Written instruction: Take the lines from the beginning of the material through the line containing "right,#808080 3px,transparent 3px);background-size:4px" and retype them exactly, leaving the pictures out.

>>

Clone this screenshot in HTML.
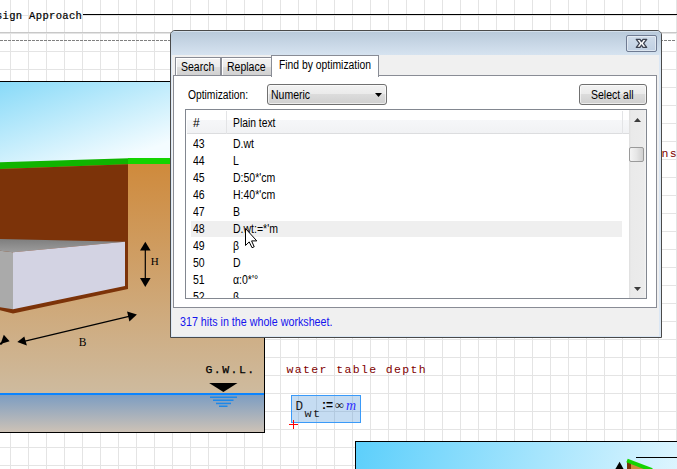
<!DOCTYPE html>
<html><head><meta charset="utf-8">
<style>
html,body{margin:0;padding:0;}
body{width:677px;height:469px;overflow:hidden;position:relative;background:#fff;font-family:"Liberation Sans",sans-serif;}
.abs{position:absolute;}
#grid{position:absolute;left:0;top:0;width:677px;height:469px;
 background-image:linear-gradient(to right,#e4e4e4 1px,transparent 1px),linear-gradient(to bottom,#e4e4e4 1px,transparent 1px);
 background-size:18px 18px;background-position:10px 0,0 15px;}
.mono{font-family:"Liberation Mono",monospace;white-space:pre;}
.ui{font-family:"Liberation Sans",sans-serif;font-size:12px;white-space:pre;color:#000;}
.sx{display:inline-block;transform-origin:0 0;transform:scaleX(0.875);}
</style></head><body>
<div id="grid"></div>

<!-- header -->
<div class="abs mono" style="left:-17.3px;top:10px;font-size:10.5px;line-height:13px;letter-spacing:0.33px;color:#000;-webkit-text-stroke:0.2px #000;">Design Approach</div>
<div class="abs" style="left:83px;top:14px;width:594px;height:1px;background:#000;"></div>
<div class="abs" style="left:0;top:32px;width:677px;height:1px;background:#c8c8c8;"></div>
<div class="abs" style="left:0;top:40px;width:676px;height:1px;background-image:linear-gradient(to right,#808080 3px,transparent 3px);background-size:4px 1px;"></div>

<!-- main illustration -->
<svg class="abs" style="left:0;top:0" width="677" height="469" viewBox="0 0 677 469">
 <defs>
  <linearGradient id="sky" gradientUnits="userSpaceOnUse" x1="0" y1="82" x2="38" y2="189">
   <stop offset="0" stop-color="#88daf8"/><stop offset="1" stop-color="#f4fcff"/>
  </linearGradient>
  <linearGradient id="soil" x1="0" y1="0" x2="0" y2="1">
   <stop offset="0" stop-color="#cf8a3c"/><stop offset="1" stop-color="#cebb9f"/>
  </linearGradient>
  <linearGradient id="water" x1="0" y1="0" x2="0" y2="1">
   <stop offset="0" stop-color="#7a9cc2"/><stop offset="1" stop-color="#cdc2b6"/>
  </linearGradient>
  <linearGradient id="topface" x1="0" y1="0" x2="0" y2="1">
   <stop offset="0" stop-color="#7e7e7e"/><stop offset="1" stop-color="#9c9c9c"/>
  </linearGradient>
  <linearGradient id="sky2" gradientUnits="userSpaceOnUse" x1="355" y1="441" x2="700" y2="540">
   <stop offset="0" stop-color="#5ccffb"/><stop offset="1" stop-color="#eefaff"/>
  </linearGradient>
 </defs>
 <!-- image 1 -->
 <rect x="-1" y="82" width="265" height="90" fill="url(#sky)"/>
 <rect x="-1" y="164" width="265" height="230" fill="url(#soil)"/>
 <rect x="-1" y="394" width="265" height="38" fill="url(#water)"/>
 <!-- grass -->
 <polygon points="-1,162.2 128,158.2 128,164.3 -1,169" fill="#10b400"/>
 <rect x="128" y="158" width="136" height="6" fill="#14d400"/>
 <!-- pit -->
 <polygon points="-1,169 128,164.3 128,289 13,313.5 -1,310" fill="#7c3309"/>
 <!-- block -->
 <polygon points="-1,239 125,241.7 13,252.3 -1,250.6" fill="url(#topface)"/>
 <polygon points="-1,250.6 13,252.3 13,309.3 -1,307" fill="#aaaaaa"/>
 <polygon points="13,252.3 125,241.7 125,286 13,309.3" fill="#d3d3e3"/>
 <!-- H arrow -->
 <line x1="145.3" y1="249" x2="145.3" y2="280" stroke="#000" stroke-width="1.2"/>
 <polygon points="140,250.6 150.6,250.6 145.3,241.7" fill="#000"/>
 <polygon points="140,278 150.6,278 145.3,287" fill="#000"/>
 <text x="150.8" y="265.3" font-family="Liberation Serif" font-size="11" fill="#000">H</text>
 <!-- B arrow -->
 <line x1="24" y1="341.3" x2="129" y2="316.3" stroke="#000" stroke-width="1.3"/>
 <polygon points="17.3,341.9 24.3,336.4 26.9,345.4" fill="#000"/>
 <polygon points="127.1,311.6 136.9,314.5 129.4,321.5" fill="#000"/>
 <polygon points="9.6,341.2 3.8,334.8 0.5,344" fill="#000"/>
 <polygon points="-1,343 3,342 2,344.5 -1,345" fill="#000"/>
 <text x="78.8" y="346.3" font-family="Liberation Serif" font-size="11.5" fill="#000">B</text>
 <!-- GWL -->
 <text x="205.5" y="373" font-family="Liberation Mono" font-size="11.5" letter-spacing="1.45" fill="#000" stroke="#000" stroke-width="0.25">G.W.L.</text>
 <polygon points="209.1,382.9 237.5,382.9 223.4,392.1" fill="#000"/>
 <rect x="-1" y="393" width="265" height="2" fill="#0a84ff"/>
 <rect x="210" y="396.5" width="27" height="1.5" fill="#1e88e8"/>
 <rect x="213" y="399.5" width="20.5" height="1.5" fill="#1e88e8"/>
 <rect x="216" y="402.7" width="15" height="1.5" fill="#1e88e8"/>
 <rect x="219" y="405.5" width="8.5" height="1.5" fill="#1e88e8"/>
 <!-- border -->
 <rect x="-2" y="81.5" width="266.5" height="351" fill="none" stroke="#000" stroke-width="1"/>

 <!-- image 2 (bottom right) -->
 <rect x="355.5" y="441.5" width="330" height="40" fill="url(#sky2)" stroke="#000" stroke-width="1"/>
 <line x1="636" y1="457.5" x2="677" y2="457.5" stroke="#000" stroke-width="1.2"/>
 <polygon points="619.6,461.7 614.8,470 624.1,470" fill="#000"/>
 <polygon points="627,461 631,462.5 631,470 627,470" fill="#7a3309"/>
 <polygon points="631,462.5 651,470 631,470" fill="#cf8a3c"/>
 <line x1="627" y1="460.5" x2="652" y2="470" stroke="#14d400" stroke-width="4"/>
</svg>

<!-- text right side -->
<div class="abs mono" style="left:286.5px;top:362px;font-size:11.5px;line-height:15px;letter-spacing:1.37px;color:#800000;">water table depth</div>
<div class="abs mono" style="left:661.5px;top:146px;font-size:11.5px;line-height:15px;letter-spacing:1.37px;color:#800000;">ns</div>

<!-- math region -->
<div class="abs" style="left:291px;top:395px;width:68px;height:26px;background:rgba(80,150,215,0.33);border:1px solid #3a9af8;"></div>
<div class="abs mono" style="left:295.5px;top:399.5px;font-size:12.6px;line-height:15px;color:#1a1a1a;">D</div>
<div class="abs mono" style="left:304.5px;top:407.3px;font-size:11.8px;line-height:15px;letter-spacing:1.4px;color:#1a1a1a;">wt</div>
<div class="abs" style="left:322px;top:397.5px;font-size:12px;line-height:15px;color:#000;font-family:'Liberation Sans';font-weight:bold;">:=</div>
<div class="abs" style="left:335px;top:398px;font-size:12px;line-height:15px;color:#000;font-family:'Liberation Serif';font-weight:bold;">∞</div>
<div class="abs" style="left:346px;top:398px;font-size:14px;line-height:15px;color:#3030ff;font-family:'Liberation Serif';font-style:italic;">m</div>
<!-- red cross -->
<div class="abs" style="left:289px;top:424px;width:9px;height:1px;background:#ff0000;"></div>
<div class="abs" style="left:293px;top:420px;width:1px;height:9px;background:#ff0000;"></div>

<!-- dialog -->
<div class="abs" style="left:170px;top:30px;width:490px;height:306px;border:1px solid #4a4a4a;border-radius:5px 5px 0 0;background:#dbe7f4;overflow:hidden;">
  <div class="abs" style="left:0;top:0;width:490px;height:24px;background:linear-gradient(#b8c9da,#d6e3f0);"></div>
  <div class="abs" style="left:3px;top:0;width:484px;height:1px;background:#d4e0ec;"></div>
  <div class="abs" style="left:1px;top:24px;width:487px;height:281px;background:#f0f0f0;"></div>
  <!-- close btn -->
  <div class="abs" style="left:455px;top:4px;width:29px;height:15px;border:1px solid #6f7b92;border-radius:2px;background:linear-gradient(#d0dcea,#c0d0e2);box-shadow:inset 0 0 0 1px rgba(255,255,255,0.45);"></div>
  <svg class="abs" style="left:464px;top:7px" width="13" height="11" viewBox="0 0 13 11">
    <polygon points="1.3,1.3 5,1.3 6.5,3.6 8,1.3 11.7,1.3 8.6,5.3 11.7,9.3 8,9.3 6.5,7 5,9.3 1.3,9.3 4.4,5.3" fill="#fafafa" stroke="#3c4250" stroke-width="1.3" stroke-linejoin="round"/>
  </svg>
  <!-- tabs -->
  <div class="abs" style="left:4px;top:26px;width:44px;height:18px;border:1px solid #898c95;border-bottom:none;background:linear-gradient(#f3f3f3 0%,#ebebeb 50%,#dddddd 50%,#cfcfcf 100%);box-shadow:inset 1px 1px 0 #fff;"></div>
  <div class="abs" style="left:50px;top:26px;width:49px;height:18px;border:1px solid #898c95;border-bottom:none;background:linear-gradient(#f3f3f3 0%,#ebebeb 50%,#dddddd 50%,#cfcfcf 100%);box-shadow:inset 1px 1px 0 #fff;"></div>
  <!-- panel -->
  <div class="abs" style="left:2px;top:44px;width:482px;height:231px;border:1px solid #898c95;background:#fff;"></div>
  <!-- selected tab -->
  <div class="abs" style="left:100px;top:24px;width:106px;height:21px;border:1px solid #898c95;border-bottom:none;background:#fff;"></div>
  <div class="abs ui" style="left:10px;top:29px;"><span class="sx">Search</span></div>
  <div class="abs ui" style="left:56px;top:29px;"><span class="sx">Replace</span></div>
  <div class="abs ui" style="left:108px;top:27px;"><span class="sx" style="transform:scaleX(0.862)">Find by optimization</span></div>
  <!-- optimization row -->
  <div class="abs ui" style="left:17px;top:57px;"><span class="sx" style="transform:scaleX(0.857)">Optimization:</span></div>
  <div class="abs" style="left:96px;top:53px;width:118px;height:19px;border:1px solid #707070;border-radius:3px;background:linear-gradient(#f2f2f2 0%,#ebebeb 45%,#dddddd 45%,#cfcfcf 100%);box-shadow:inset 0 0 0 1px rgba(255,255,255,0.6);"></div>
  <div class="abs ui" style="left:100px;top:57px;"><span class="sx">Numeric</span></div>
  <svg class="abs" style="left:204px;top:62px" width="8" height="5"><polygon points="0,0 7,0 3.5,4" fill="#000"/></svg>
  <div class="abs" style="left:408px;top:53px;width:66px;height:19px;border:1px solid #707070;border-radius:3px;background:linear-gradient(#f2f2f2 0%,#ebebeb 45%,#dddddd 45%,#cfcfcf 100%);box-shadow:inset 0 0 0 1px rgba(255,255,255,0.6);"></div>
  <div class="abs ui" style="left:420px;top:57px;"><span class="sx">Select all</span></div>
  <!-- listview -->
  <div class="abs" style="left:14px;top:78px;width:460px;height:188px;border:1px solid #828790;background:#fff;overflow:hidden;">
    <div class="abs" style="left:1px;top:0;width:442px;height:23px;background:linear-gradient(#ffffff 0%,#ffffff 42%,#f6f7f9 42%,#f1f2f4 100%);border-bottom:1px solid #dcdddf;"></div>
    <div class="abs" style="left:40px;top:1px;width:1px;height:23px;background:#e3e4e6;"></div>
    <div class="abs" style="left:436px;top:1px;width:1px;height:23px;background:#e3e4e6;"></div>
    <div class="abs ui" style="left:7px;top:6px;"><span class="sx" style="transform:none">#</span></div>
    <div class="abs ui" style="left:47px;top:6px;"><span class="sx" style="transform:scaleX(0.86)">Plain text</span></div>
    <!-- hover row -->
    <div class="abs" style="left:5px;top:111px;width:431px;height:16px;background:#efefef;"></div>
    <div class="abs ui" style="left:7px;top:26px;line-height:17px;"><span class="sx">43
44
45
46
47
48
49
50
51
52</span></div>
    <div class="abs ui" style="left:47px;top:26px;line-height:17px;"><span class="sx">D.wt
L
D:50*'cm
H:40*'cm
B
D.wt:=*'m
β
D
α:0*'°
β</span></div>
    <!-- scrollbar -->
    <div class="abs" style="left:443px;top:0;width:17px;height:188px;background:linear-gradient(to right,#dedede 0px,#eaeaea 2px,#ececec 15px,#f4f4f4 17px);"></div>
    <svg class="abs" style="left:448px;top:8px" width="9" height="5"><polygon points="0,4 7,4 3.5,0" fill="#3c3c3c"/></svg>
    <div class="abs" style="left:443px;top:37px;width:13px;height:13px;border:1px solid #9a9a9a;border-radius:2px;background:linear-gradient(to right,#f4f4f4,#e6e6e6 50%,#d0d0d0);"></div>
    <svg class="abs" style="left:447.5px;top:177px" width="9" height="5"><polygon points="0,0 7,0 3.5,4" fill="#3c3c3c"/></svg>
  </div>
  <div class="abs ui" style="left:9px;top:283.5px;color:#1414ee;"><span class="sx" style="transform:scaleX(0.893)">317 hits in the whole worksheet.</span></div>
</div>

<!-- mouse cursor -->
<svg class="abs" style="left:244px;top:227px" width="15" height="23" viewBox="0 0 15 23">
 <path d="M1.5,1.5 L1.5,18.5 L5.2,14.9 L8,20.7 L10.2,19.8 L7.6,13.9 L12.8,13.9 Z" fill="#fff" stroke="#000" stroke-width="1" stroke-linejoin="miter"/>
</svg>
</body></html>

<<

The response:
Clone this screenshot in HTML.
<!DOCTYPE html>
<html><head><meta charset="utf-8">
<style>
html,body{margin:0;padding:0;}
body{width:677px;height:469px;overflow:hidden;position:relative;background:#fff;font-family:"Liberation Sans",sans-serif;}
.abs{position:absolute;}
#grid{position:absolute;left:0;top:0;width:677px;height:469px;
 background-image:linear-gradient(to right,#e4e4e4 1px,transparent 1px),linear-gradient(to bottom,#e4e4e4 1px,transparent 1px);
 background-size:18px 18px;background-position:10px 0,0 15px;}
.mono{font-family:"Liberation Mono",monospace;white-space:pre;}
.ui{font-family:"Liberation Sans",sans-serif;font-size:12px;white-space:pre;color:#000;}
.sx{display:inline-block;transform-origin:0 0;transform:scaleX(0.875);}
</style></head><body>
<div id="grid"></div>

<!-- header -->
<div class="abs mono" style="left:-17.3px;top:10px;font-size:10.5px;line-height:13px;letter-spacing:0.33px;color:#000;-webkit-text-stroke:0.2px #000;">Design Approach</div>
<div class="abs" style="left:83px;top:14px;width:594px;height:1px;background:#000;"></div>
<div class="abs" style="left:0;top:32px;width:677px;height:1px;background:#c8c8c8;"></div>
<div class="abs" style="left:0;top:40px;width:676px;height:1px;background-image:linear-gradient(to right,#808080 3px,transparent 3px);background-size:4px 1px;"></div>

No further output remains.